2017 wildfire in British Columbia, Canada

The Plateau Complex was a wildfire in the Canadian province of British Columbia in 2017. The complex was a result of the merging of 19 separate wildfires over the months of July and August. At a final size of 545,151 ha, it is the second largest fire in B.C. history. The fire burned in the Interior plateau in the Cariboo and Chilcotin regions, approximately 60 km northwest of the city of Williams Lake.

== Background ==
The 2017 fire season in B.C. was, at the time, the most destructive in terms of area burned in the province's history. The Cariboo region saw high temperatures throughout the month of June, increasing the fire risk. The area had been severely affected by the mountain pine beetle epidemic, which had killed off significant amounts of lodgepole pine. This resulted in a very high Build-Up Index, a measure of available flammable material in forest areas.

== Ignition and spread ==
The first of the many fires that would become the Plateau Complex was noticed in the province's Cariboo region on July 7th. A large number of fires were sparked by a major system of thunderstorms that moved through the region between July 6th and 8th. The fire was detected inside Itcha Ilgachuz Provincial Park. The fires that would become the complex saw large growth at the end of July, and by mid-August, some had joined together.

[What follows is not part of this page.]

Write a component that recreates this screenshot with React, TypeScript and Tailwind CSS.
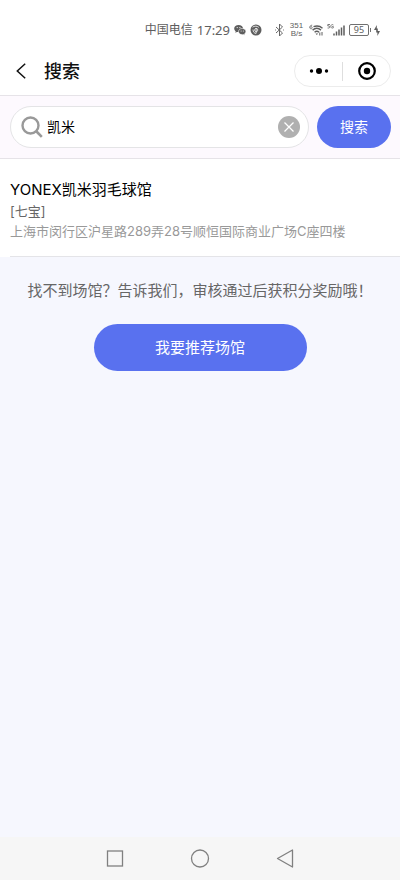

Some of the individual fires that burned into each other included the Chezacut, Tautri, Bishop’s Bluff, Baezaeko, Wentworth Creek, and Arc Mountain fires.

== Impacts ==
The Plateau Complex fire, as well as several other major fires in the same region (such as the Hanceville-Riske Creek fire and the Elephant Hill fire), led to a provincial state of emergency for a total of 10 weeks, the longest at the time. Five homes and 25 structures were destroyed by the fire. Logging is a major industry in the region; the fires caused a loss of approximately 22000000 m3 of green timber. Also lost were important habitats for bighorn sheep, old growth forests, and forests and facilities in provincial parks.